=== EXERCISE DESCRIPTION ===
Check every line of the material below for the string "this", and return the ones that have it.
------ STORED DATA ------
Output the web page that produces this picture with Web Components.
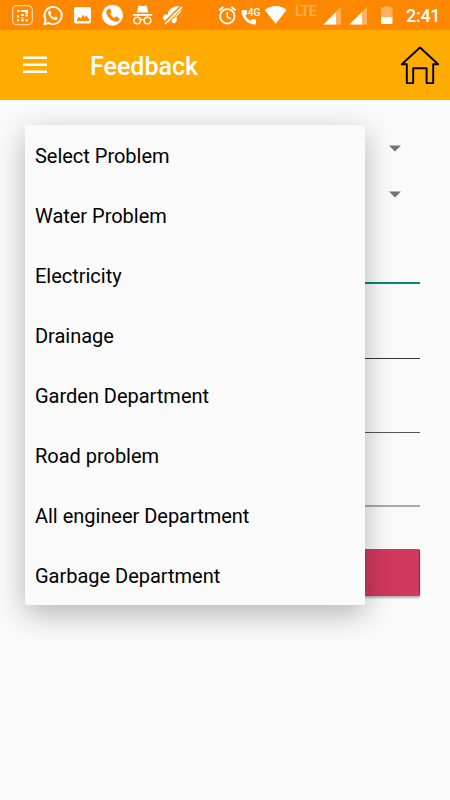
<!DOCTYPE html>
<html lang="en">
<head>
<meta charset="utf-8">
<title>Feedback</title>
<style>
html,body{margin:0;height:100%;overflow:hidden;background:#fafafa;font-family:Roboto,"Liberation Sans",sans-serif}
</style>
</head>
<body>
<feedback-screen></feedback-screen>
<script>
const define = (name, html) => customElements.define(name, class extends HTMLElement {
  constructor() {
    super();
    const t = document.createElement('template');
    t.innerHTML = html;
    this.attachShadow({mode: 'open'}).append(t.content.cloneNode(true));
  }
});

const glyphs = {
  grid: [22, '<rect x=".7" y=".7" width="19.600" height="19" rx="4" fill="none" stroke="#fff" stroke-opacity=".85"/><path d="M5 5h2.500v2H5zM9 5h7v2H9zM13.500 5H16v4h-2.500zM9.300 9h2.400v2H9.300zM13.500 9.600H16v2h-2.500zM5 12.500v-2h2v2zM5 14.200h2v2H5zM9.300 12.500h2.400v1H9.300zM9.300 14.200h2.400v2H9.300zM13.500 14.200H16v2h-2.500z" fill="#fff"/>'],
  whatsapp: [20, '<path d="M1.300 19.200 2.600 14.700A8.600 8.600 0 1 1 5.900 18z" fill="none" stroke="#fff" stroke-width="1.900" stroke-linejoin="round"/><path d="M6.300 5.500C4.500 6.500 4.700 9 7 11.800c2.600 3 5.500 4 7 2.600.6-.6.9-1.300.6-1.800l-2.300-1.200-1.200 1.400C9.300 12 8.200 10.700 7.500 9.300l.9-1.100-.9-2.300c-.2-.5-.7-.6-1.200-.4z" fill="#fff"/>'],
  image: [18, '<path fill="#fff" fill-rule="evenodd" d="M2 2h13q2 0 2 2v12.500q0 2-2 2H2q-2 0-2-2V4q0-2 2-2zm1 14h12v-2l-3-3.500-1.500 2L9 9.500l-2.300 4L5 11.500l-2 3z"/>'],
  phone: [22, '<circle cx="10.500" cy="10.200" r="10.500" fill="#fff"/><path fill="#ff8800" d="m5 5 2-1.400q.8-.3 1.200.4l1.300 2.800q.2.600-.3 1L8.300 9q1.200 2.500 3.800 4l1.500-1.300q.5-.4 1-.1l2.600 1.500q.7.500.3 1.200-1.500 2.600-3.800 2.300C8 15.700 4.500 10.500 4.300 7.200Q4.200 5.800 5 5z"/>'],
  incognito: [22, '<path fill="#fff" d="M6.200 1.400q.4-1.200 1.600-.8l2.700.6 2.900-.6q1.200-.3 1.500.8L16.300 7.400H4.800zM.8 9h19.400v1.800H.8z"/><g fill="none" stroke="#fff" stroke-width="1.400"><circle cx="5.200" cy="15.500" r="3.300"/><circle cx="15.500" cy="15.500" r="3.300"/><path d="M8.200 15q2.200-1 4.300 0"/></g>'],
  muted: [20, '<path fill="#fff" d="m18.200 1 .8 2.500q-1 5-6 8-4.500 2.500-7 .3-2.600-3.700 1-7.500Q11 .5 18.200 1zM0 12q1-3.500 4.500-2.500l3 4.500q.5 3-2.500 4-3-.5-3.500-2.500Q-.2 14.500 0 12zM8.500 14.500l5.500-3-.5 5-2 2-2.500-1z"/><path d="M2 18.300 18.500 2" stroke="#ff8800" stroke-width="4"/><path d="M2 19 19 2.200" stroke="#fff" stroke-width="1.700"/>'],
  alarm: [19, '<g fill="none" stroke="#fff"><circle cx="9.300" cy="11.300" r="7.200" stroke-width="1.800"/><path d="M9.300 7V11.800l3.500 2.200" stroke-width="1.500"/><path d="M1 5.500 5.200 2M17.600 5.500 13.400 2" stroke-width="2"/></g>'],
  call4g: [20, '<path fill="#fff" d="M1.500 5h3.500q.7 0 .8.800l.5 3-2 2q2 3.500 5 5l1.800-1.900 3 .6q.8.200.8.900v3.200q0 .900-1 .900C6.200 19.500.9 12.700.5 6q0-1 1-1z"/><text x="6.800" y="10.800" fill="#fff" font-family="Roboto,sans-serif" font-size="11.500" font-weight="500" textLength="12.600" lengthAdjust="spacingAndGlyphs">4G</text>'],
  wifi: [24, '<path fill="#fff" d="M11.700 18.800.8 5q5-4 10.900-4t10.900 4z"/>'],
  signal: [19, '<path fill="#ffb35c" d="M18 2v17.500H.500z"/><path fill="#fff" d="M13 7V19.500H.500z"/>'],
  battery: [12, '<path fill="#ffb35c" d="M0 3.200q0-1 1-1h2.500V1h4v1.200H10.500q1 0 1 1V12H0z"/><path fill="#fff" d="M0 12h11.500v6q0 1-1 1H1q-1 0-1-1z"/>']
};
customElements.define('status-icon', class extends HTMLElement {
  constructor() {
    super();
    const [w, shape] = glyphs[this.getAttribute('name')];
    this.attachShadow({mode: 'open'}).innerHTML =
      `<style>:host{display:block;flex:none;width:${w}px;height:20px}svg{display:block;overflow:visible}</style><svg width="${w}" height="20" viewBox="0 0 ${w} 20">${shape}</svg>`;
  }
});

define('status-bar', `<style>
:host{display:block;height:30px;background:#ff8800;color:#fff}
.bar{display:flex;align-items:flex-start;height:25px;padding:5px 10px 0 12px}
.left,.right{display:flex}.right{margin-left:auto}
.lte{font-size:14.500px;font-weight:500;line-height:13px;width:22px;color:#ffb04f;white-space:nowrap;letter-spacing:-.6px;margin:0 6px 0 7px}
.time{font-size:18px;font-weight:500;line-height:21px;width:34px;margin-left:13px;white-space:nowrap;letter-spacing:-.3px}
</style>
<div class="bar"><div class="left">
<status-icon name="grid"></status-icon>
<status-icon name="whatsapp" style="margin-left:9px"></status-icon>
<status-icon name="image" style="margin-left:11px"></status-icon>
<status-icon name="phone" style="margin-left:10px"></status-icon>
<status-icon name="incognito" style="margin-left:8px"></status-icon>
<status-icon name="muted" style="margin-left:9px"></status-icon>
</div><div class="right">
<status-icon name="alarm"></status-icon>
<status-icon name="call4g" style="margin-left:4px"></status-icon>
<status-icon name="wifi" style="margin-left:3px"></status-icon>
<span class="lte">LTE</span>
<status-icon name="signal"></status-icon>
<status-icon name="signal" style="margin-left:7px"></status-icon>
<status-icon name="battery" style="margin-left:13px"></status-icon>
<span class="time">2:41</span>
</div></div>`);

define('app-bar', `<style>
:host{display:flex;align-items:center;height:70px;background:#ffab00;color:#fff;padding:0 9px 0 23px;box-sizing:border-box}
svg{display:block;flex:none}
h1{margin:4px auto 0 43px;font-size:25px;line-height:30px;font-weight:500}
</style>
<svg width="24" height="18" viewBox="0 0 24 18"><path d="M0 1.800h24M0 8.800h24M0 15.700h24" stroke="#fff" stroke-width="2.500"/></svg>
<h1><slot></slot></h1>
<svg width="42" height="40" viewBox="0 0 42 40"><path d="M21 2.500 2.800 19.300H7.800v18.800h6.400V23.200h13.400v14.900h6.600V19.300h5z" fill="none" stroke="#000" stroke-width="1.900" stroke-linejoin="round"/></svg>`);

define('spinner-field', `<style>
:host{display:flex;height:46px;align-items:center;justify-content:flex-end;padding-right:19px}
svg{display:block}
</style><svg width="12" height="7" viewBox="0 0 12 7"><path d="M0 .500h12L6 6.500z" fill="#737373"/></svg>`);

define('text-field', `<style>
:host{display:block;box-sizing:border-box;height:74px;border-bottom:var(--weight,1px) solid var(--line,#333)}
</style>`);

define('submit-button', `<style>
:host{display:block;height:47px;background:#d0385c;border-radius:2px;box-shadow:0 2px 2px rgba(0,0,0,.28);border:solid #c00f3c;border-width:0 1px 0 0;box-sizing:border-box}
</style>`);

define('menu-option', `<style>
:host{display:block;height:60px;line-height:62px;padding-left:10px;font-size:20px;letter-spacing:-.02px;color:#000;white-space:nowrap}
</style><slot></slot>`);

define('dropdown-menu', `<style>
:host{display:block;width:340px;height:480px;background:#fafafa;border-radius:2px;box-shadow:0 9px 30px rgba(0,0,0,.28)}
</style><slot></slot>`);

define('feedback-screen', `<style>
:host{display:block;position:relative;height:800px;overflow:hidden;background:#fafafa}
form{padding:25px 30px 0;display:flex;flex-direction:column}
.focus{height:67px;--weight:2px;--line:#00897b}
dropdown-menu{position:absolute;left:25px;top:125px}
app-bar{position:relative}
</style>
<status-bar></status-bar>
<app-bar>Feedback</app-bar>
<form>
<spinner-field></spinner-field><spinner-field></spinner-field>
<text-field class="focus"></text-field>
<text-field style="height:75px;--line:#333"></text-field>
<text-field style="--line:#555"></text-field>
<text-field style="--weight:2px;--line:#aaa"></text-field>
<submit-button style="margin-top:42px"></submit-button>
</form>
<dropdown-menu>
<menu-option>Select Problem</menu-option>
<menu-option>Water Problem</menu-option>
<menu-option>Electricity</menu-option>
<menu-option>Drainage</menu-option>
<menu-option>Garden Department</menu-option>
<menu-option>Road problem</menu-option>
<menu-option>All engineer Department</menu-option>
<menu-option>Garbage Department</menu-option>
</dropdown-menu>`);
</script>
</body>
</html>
------
=== OUTPUT ===
Output the web page that produces this picture with Web Components.
    this.attachShadow({mode: 'open'}).append(t.content.cloneNode(true));
    const [w, shape] = glyphs[this.getAttribute('name')];
    this.attachShadow({mode: 'open'}).innerHTML =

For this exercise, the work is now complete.